Two very ripe bananas and one package of blueberries were sitting on my counter, so naturally I had to make a banana bread with blueberries. I wanted something different from the banana bread recipe I used a couple of weeks ago, so in addition to blueberries, I also added Greek yogurt. Well, adding the Greek yogurt was sort of a necessity (as opposed to creativity), since I only had 2 bananas while the recipe called for 3, so I measured that 1 mashed banana equaled 1/3 cup in volume, and that’s how much Greek yogurt I added to replace the missing banana.
Blueberries add so much to banana bread! In addition to the berry flavor, they almost make the banana bread even more moist, without letting it lose the texture. Biting a slice of banana bread with blueberries is very much like having a slice of a berry cake: juicy and fruity, but without all the butter. I still can’t believe that this moist loaf of bread has only 1/3 cup butter, the rest of butter replaced by Greek yogurt and bananas. I need to make recipes like this more often!

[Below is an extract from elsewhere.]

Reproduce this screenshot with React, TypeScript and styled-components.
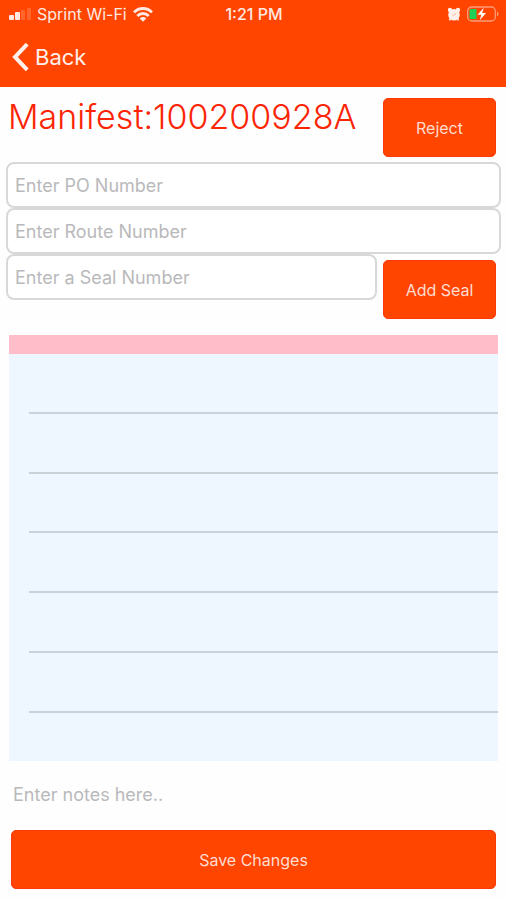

I also realized something while making this banana bread and that one: the key to a moist and flavorful banana bread is to use very ripe bananas. Before I even consider using the bananas in baking, I wait until they turn black on the outside and get really soft to the touch. When peeled, such bananas are still white inside but very soft and mushy, not really holding their banana shape. Mashing such bananas with a fork is very much like stirring the smoothie: effortless! That’s when bananas are at their sweetest!
Banana bread with blueberries
Total time: 1 hour
Adapted from Simply Recipes.
Ingredients:
- 2 ripe bananas, smashed
- 1/3 cup Greek yogurt
- 1/3 cup melted butter
- 3/4 cup sugar
- 1 egg
- 1 teaspoon vanilla extract
- 1 teaspoon baking soda
- Pinch of salt
- 1 and 1/2 cups all-purpose flour
- 1/2 cup walnuts, chopped (optional)
- 1/2 cup blueberries
1) Preheat the oven to 350 F.
2) In a large bowl, mix mashed bananas, Greek yogurt and melted butter, using wooden fork or spoon. Mix in the sugar, egg, and vanilla. Sprinkle the baking soda and salt over the mixture and mix in. Add the flour last, mix just enough to blend the ingredients; do not over-mix, the lumps will work themselves out.
3) Add chopped walnuts and whole blueberries to the batter and mix them in to distribute evenly through the batter.
4) Butter a 4×8 inch loaf pan. Line the bottom of the pan with parchment paper, butter the parchment paper too. Pour the batter in the pan. Bake for 1 hour. Cool on a rack. Remove from pan and slice to serve.
Note: lining the bottom of the pan with parchment paper ensures that the bottom of the bread will not get stuck.